2022 Q1 community report

YGG has maintained a somewhat steady total amount of SLP farmed per month over the past nine months — a result of adding more scholars while seeing lower SLP payouts per player on average.

However, because of the decline in the price of SLP, the actual earnings that YGG has realized from that farmed SLP are much, much lower. As you can see in the following graph, in the first 3 months of 2022, the total YGG earnings from scholars in SLP was ~$94k.

There is a very concerning trend that is apparent in this data: increases in scholars are not leading to increases in revenues, because the SLP per scholar is down, as well as the $USD for SLP.

This is also a bigger issue than one might think, because if “fixing” the game economy and making it more sustainable means lower payouts and lower yields, then that destroys a huge part of the scholar value proposition. And if most P2E games are going through similar realizations, then the scholar model (aka the yield-based model) gets put heavily into question as a means of creating significant value. Therefore, the competitive advantage of having a large and global scholarship model is probably not nearly as big of an advantage as many once thought. More on this below.

Outlook for YGG

So far, we have established a few fundamental tenants about the YGG story. To recap and connect some dots:

  • YGG (and all Web3 guilds for that matter) exists because of Axie Infinity.
  • Today, the fundamental value prop that guilds offer is scholarship programs, and YGG’s competitive advantage is the scale and geographic reach of its scholarship program.
  • Scholars programs exist because the breeding mechanic in Axie Infinity caused high barriers to entry, and scholarships allowed for investors to speculate on NFTs without playing the game.
  • Axie Infinity and most other Web3 games have flawed economic systems that rely on fast-paced user growth to sustain the economy.
  • Axie Infinity’s decline precipitated a steep decline in YGG’s token value and has raised concerns over the core value prop - the scholarship program, which becomes less attractive in non-ponzinomic games.
  • YGG does have some diversity in its business model, as scholars also provide a userbase that is willing to try new games, creating “community value” that YGG can trade with game developers for discounts on NFTs and tokens.
  • The operating model of selecting games to partner with and invest in is essentially venture capital.
  • There is a fundamental tension between being a prudent investor and being a top-tier scholarship organization; an investor’s success is defined by knowing not only what/when to buy but also what/when to sell; however, with scholars grinding in a game, a decision to sell would seem to undercut the platform underpinning of the scholarship model, which leads to holding in the face of obvious economic and value-destructing issues.

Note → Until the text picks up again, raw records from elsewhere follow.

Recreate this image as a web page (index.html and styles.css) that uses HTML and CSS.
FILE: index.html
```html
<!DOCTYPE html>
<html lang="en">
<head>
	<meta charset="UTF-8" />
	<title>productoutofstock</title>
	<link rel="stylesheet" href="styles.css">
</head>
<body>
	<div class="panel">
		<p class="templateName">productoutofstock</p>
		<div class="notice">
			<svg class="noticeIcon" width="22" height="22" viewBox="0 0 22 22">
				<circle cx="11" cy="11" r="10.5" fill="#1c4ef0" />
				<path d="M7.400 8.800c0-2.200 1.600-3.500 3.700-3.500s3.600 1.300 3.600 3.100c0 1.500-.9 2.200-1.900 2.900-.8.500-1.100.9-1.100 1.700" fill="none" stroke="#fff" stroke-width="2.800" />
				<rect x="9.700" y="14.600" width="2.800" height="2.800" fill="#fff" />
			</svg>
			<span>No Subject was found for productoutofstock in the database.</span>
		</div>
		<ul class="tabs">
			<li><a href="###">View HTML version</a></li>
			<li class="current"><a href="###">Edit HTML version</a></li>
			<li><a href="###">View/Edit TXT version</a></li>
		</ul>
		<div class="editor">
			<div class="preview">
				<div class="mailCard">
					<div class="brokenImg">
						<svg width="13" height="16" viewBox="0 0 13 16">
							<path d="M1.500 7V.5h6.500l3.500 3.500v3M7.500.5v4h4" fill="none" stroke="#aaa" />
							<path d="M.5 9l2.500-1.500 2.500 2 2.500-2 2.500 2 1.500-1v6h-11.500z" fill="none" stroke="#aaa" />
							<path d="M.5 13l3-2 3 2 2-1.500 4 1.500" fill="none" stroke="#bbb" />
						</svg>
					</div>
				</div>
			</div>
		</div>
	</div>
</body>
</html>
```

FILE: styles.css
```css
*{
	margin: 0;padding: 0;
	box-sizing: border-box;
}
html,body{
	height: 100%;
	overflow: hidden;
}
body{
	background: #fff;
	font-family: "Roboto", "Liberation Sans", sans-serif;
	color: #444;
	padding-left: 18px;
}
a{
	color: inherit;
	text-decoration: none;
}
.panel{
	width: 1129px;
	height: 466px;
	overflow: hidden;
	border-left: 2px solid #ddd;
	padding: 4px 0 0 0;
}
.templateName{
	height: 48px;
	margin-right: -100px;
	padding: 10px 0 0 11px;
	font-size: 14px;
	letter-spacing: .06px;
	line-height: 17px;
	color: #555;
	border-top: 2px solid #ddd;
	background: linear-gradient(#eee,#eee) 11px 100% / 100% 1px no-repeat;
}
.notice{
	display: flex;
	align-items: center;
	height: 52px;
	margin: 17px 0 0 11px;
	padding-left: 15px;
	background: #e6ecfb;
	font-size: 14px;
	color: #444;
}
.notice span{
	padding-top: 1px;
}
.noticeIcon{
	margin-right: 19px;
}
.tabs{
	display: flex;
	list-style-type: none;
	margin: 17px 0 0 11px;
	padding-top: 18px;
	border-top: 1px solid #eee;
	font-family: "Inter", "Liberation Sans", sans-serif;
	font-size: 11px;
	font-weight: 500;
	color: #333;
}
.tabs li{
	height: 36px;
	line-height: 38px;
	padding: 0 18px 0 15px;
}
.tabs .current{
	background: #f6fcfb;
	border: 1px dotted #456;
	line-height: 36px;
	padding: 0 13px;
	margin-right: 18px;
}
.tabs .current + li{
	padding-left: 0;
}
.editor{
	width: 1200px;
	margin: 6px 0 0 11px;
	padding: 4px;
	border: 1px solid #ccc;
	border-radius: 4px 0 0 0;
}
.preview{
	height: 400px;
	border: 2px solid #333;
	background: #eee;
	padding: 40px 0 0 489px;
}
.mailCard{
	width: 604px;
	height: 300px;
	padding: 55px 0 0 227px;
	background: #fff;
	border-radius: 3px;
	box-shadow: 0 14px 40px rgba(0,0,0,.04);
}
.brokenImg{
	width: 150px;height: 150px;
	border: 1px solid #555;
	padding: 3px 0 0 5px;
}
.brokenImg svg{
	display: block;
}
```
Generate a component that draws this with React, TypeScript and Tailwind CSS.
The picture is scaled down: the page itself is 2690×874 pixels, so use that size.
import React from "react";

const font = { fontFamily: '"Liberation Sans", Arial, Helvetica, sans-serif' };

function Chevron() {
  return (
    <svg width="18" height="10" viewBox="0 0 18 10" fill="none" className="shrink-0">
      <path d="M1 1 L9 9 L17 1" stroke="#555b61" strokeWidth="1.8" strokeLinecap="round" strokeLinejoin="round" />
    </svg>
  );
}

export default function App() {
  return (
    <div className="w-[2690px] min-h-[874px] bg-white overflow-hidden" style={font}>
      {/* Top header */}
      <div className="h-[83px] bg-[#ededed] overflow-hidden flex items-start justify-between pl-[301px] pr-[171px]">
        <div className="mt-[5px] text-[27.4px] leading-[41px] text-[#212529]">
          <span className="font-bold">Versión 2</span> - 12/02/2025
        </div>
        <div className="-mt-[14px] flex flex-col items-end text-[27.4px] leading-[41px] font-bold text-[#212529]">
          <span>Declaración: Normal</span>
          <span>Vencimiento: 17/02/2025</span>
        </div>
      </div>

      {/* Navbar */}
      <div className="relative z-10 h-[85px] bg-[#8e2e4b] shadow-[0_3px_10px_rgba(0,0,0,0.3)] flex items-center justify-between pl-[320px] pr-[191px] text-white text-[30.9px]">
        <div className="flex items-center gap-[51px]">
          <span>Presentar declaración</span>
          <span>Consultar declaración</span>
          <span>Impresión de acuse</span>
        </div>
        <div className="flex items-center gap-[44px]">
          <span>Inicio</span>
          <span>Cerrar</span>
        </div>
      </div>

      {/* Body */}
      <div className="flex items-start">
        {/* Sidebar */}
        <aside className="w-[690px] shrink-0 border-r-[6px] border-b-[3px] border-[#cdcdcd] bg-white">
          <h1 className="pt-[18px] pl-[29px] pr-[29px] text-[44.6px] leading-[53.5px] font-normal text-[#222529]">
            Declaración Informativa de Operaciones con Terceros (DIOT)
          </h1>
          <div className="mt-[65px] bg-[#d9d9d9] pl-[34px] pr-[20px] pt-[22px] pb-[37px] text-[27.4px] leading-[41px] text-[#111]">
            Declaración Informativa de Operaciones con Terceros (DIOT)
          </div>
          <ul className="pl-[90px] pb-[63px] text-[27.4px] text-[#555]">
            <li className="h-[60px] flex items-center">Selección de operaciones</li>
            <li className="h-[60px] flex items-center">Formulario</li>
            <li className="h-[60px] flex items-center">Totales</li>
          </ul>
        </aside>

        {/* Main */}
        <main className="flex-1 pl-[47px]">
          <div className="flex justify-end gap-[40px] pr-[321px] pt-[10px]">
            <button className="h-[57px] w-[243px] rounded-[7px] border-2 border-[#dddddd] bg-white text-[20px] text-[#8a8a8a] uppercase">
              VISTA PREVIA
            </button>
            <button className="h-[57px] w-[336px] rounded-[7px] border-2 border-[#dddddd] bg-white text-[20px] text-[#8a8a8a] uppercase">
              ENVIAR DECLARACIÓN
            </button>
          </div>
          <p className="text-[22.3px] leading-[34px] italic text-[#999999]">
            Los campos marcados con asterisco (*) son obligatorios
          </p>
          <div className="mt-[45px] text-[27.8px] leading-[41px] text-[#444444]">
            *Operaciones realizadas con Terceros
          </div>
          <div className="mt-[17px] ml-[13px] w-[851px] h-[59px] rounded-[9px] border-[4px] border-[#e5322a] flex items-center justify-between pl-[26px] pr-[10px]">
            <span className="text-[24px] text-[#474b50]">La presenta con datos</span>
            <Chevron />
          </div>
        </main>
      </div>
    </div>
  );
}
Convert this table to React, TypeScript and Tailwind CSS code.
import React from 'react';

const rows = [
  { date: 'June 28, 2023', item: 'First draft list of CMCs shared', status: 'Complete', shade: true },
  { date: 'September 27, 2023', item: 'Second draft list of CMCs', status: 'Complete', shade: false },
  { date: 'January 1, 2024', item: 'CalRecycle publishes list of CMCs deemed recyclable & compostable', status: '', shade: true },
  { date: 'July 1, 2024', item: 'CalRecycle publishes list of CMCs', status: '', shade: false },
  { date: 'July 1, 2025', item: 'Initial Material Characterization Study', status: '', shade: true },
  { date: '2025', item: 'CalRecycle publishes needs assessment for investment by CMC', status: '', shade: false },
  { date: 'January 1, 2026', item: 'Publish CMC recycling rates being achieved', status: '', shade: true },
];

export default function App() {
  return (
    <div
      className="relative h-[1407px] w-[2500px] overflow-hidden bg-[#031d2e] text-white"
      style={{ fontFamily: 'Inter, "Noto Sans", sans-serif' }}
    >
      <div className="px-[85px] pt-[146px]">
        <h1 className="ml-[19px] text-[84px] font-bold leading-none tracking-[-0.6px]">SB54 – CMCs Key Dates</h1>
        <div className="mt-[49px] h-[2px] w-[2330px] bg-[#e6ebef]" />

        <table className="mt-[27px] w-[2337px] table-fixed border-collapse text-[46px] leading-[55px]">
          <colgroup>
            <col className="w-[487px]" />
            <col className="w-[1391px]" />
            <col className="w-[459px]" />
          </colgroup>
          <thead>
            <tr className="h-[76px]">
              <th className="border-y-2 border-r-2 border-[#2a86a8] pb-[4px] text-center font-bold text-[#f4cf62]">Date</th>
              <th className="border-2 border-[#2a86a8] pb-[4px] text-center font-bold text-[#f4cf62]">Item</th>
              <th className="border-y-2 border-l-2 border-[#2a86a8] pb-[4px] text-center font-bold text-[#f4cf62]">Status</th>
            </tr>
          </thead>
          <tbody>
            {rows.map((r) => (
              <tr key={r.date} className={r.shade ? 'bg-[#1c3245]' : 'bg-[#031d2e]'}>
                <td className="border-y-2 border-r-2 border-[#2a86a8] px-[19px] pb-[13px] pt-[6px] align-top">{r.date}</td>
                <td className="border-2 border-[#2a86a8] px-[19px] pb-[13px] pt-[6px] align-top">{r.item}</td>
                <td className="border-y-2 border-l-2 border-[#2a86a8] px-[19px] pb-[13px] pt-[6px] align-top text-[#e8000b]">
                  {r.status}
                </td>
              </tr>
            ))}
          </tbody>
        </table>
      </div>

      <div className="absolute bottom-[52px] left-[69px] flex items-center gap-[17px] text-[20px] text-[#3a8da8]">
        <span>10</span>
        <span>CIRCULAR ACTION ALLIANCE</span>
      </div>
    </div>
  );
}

So what’s next for YGG? I think the collective Web3 conscience recognizes that “Guild 1.0” (i.e., the scalable scholarship model) is mostly unsustainable, given the reliance on games with ponzinomics. However, there is an opportunity for “Guild 2.0,” where the primary focus of the guild is investing (VC), and that function is supported by scholars who make money in the early stages of game release when economics are more forgiving. In the Guild 2.0 world, there are sustainable blockchain games that have a healthy flow of money in and out, and are supported by users who spend more than they earn. Here, scholars would likely fall into two categories: 1) beta-stage play-testers who provide valuable community feedback, and 2) highly skilled players who help other players win or “boost” (similar to the esports scene today and services like Legionfarm).

To summarize: YGG is making lots of steps to increasingly diversify its holdings across games and geographies, but it has not solved its significant exposure to unproven games with weak economies. As games continue to shift away from P2E for sustainability reasons, YGG may struggle with sticking to its scholar roots, and guilds around the industry will begin to more closely resemble venture investors than scholar platforms.